Needle Syringe Programmes And Opioid Substitution Therapy For Prevention HCV Transmission Among People Who Inject Drugs: Cochrane Systematic Review


Author: Platt L, Minozzi S, Reed J, Vickerman P, Hagan H, French C, Jordan A, Degenhardt L, Hope V, Hutchinson S, Maher L, Palmateer N, Bruneau J, Hickman M.

Theme: Epidemiology & Public Health Research Year: 2017

Background: Needle Syringe Programmes (NSP) and Opioid Substitution Therapy (OST) are the primary interventions to reduce Hepatitis C (HCV) transmission among people who inject drugs (PWID); but evidence is weak.

Methods: We searched multiple databases (Medline, PsycInfo, Embase, CINAHL, NHSEED, HTA, CLIB, Cochrane and Web of Science) up to 16 November 2015. Authors of studies were contacted and asked to provide unpublished data. We included studies that that measured exposure to NSP and/or OST against no intervention or a reduced exposure and reported HCV incidence as an outcome, and used new methods for classifying risk of bias.

Main results: We identified 28 studies (21 published, 7 unpublished) from North America (13), UK (5), Europe (4), Australia (5), and China (1) comprising 1821 HCV incident infections and 8798.7 person years of follow-up. HCV incidence ranged between 0.09 and 42 cases per 100 person years across the studies. Only two studies were judged to be moderate overall risk of bias, 17 at serious risk and 7 were at critical risk; for two unpublished datasets there was insufficient information to assess bias. As none of the intervention effects were generated from RCT evidence quality typically is categorised as low. We found evidence that current OST reduces risk of HCV acquisition by 50% (risk ratio 0.50 95% CI 0.40-0.63, I2 =0%, p=0.859, 12 studies across all regions, 7391 participants). The intervention effect was maintained in sensitivity analyses that excluded unpublished datasets or papers judged to be at critical risk of bias. We found evidence of differential impact by proportion of female participants in the sample, but not region of study, main drug used, history of homelessness or imprisonment.

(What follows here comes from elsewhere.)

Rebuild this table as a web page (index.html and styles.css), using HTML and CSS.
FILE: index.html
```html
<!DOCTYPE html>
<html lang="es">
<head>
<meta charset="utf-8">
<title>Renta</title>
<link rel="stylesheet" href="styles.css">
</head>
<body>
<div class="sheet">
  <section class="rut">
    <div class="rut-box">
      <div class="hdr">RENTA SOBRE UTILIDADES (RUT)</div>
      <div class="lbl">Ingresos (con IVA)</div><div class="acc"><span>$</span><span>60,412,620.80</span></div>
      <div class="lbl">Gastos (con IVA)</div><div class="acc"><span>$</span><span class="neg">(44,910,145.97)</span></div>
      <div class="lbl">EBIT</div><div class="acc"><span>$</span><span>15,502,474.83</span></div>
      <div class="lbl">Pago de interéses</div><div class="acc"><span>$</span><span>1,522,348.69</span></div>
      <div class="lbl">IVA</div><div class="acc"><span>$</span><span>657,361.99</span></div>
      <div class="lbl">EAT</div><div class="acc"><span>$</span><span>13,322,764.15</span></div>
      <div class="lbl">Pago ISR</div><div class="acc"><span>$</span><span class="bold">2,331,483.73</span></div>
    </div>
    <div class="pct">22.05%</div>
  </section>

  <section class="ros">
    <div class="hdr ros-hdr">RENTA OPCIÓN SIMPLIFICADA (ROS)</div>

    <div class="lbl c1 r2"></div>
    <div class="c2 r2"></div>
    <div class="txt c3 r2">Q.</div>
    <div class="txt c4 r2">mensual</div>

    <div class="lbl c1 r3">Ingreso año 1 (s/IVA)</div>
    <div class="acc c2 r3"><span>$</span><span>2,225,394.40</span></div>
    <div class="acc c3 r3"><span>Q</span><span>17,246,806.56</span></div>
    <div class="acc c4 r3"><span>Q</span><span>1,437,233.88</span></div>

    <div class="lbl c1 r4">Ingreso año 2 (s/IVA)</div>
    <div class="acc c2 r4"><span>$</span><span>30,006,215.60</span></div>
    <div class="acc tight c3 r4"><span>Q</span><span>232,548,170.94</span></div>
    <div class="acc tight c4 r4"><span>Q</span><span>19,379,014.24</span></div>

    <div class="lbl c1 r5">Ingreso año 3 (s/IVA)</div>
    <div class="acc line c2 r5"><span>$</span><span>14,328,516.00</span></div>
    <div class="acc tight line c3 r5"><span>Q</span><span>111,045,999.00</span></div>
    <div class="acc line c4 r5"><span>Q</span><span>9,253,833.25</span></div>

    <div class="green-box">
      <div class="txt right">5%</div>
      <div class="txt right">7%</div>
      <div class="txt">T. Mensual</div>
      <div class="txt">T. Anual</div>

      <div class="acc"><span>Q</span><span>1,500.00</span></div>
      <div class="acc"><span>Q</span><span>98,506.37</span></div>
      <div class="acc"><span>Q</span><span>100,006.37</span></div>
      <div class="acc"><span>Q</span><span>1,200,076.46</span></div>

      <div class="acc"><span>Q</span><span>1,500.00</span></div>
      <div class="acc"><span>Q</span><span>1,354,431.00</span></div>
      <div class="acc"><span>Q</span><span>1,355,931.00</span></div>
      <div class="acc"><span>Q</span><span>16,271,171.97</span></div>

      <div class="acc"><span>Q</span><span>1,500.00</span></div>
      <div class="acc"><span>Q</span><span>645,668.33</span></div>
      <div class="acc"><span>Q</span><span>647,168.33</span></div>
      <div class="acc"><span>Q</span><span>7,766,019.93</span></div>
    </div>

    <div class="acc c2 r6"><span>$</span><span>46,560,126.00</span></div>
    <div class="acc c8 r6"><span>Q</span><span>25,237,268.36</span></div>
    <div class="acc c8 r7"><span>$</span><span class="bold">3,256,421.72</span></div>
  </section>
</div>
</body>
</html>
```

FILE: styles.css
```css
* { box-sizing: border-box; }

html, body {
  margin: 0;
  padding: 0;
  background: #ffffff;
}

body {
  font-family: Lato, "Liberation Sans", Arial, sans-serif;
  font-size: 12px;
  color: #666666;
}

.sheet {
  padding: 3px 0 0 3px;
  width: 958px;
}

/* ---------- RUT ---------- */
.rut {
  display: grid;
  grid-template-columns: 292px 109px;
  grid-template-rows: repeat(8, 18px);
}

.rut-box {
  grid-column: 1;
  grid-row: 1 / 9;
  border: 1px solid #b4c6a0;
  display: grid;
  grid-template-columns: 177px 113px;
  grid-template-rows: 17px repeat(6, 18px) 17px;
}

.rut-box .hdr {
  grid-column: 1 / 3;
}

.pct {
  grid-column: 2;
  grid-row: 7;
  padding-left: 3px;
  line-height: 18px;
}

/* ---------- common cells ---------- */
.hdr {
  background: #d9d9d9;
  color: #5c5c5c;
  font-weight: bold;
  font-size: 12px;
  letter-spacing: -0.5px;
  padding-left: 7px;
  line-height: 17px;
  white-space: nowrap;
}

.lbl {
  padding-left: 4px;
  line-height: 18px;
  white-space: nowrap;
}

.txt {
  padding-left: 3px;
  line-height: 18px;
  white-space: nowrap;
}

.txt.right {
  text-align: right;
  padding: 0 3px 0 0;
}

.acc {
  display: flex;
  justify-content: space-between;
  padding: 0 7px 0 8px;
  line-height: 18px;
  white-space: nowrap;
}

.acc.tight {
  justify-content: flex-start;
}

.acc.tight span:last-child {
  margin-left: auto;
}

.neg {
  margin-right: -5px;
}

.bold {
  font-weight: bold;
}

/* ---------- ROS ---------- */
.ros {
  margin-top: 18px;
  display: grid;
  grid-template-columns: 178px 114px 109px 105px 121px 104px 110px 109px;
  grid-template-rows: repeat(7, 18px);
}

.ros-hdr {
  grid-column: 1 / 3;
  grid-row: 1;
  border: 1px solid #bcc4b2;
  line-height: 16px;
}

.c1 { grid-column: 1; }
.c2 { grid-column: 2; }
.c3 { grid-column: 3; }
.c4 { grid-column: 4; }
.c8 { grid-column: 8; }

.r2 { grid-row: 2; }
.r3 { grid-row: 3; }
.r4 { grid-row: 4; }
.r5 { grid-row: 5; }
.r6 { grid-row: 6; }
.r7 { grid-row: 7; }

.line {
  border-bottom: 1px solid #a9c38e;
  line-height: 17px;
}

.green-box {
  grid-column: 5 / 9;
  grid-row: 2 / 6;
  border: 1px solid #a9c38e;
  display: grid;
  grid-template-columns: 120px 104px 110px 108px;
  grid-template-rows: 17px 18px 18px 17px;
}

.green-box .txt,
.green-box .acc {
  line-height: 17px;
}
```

Overall, we found weak evidence that high NSP coverage reduces risk of HCV acquisition, (Risk Ratio=0.77 95% 0.38-1.54) with high heterogeneity (I2=78.8%, p<0.001) based on 7 studies from North America and Europe only, 6271 participants. After stratification by region, high NSP coverage in Europe was associated with a 56% reduction in HCV acquisition risk (RR=0.44 95% CI=0.24-0.80) with less heterogeneity (I2 =12.3%, p=0.337). We found moderate quality evidence of the impact of combined high coverage of NSP and OST, from 4 studies, 4305 participants, resulting in a 71% reduction in the risk of HCV acquisition (Risk Ratio=0.29 95% CI=0.13-0.65). Conclusion: OST is associated with a reduction in the risk of HCV acquisition, which is strengthened in studies that assess the combination of OST and NSP. There was greater heterogeneity between studies and weaker evidence for the impact of NSP on HCV acquisition.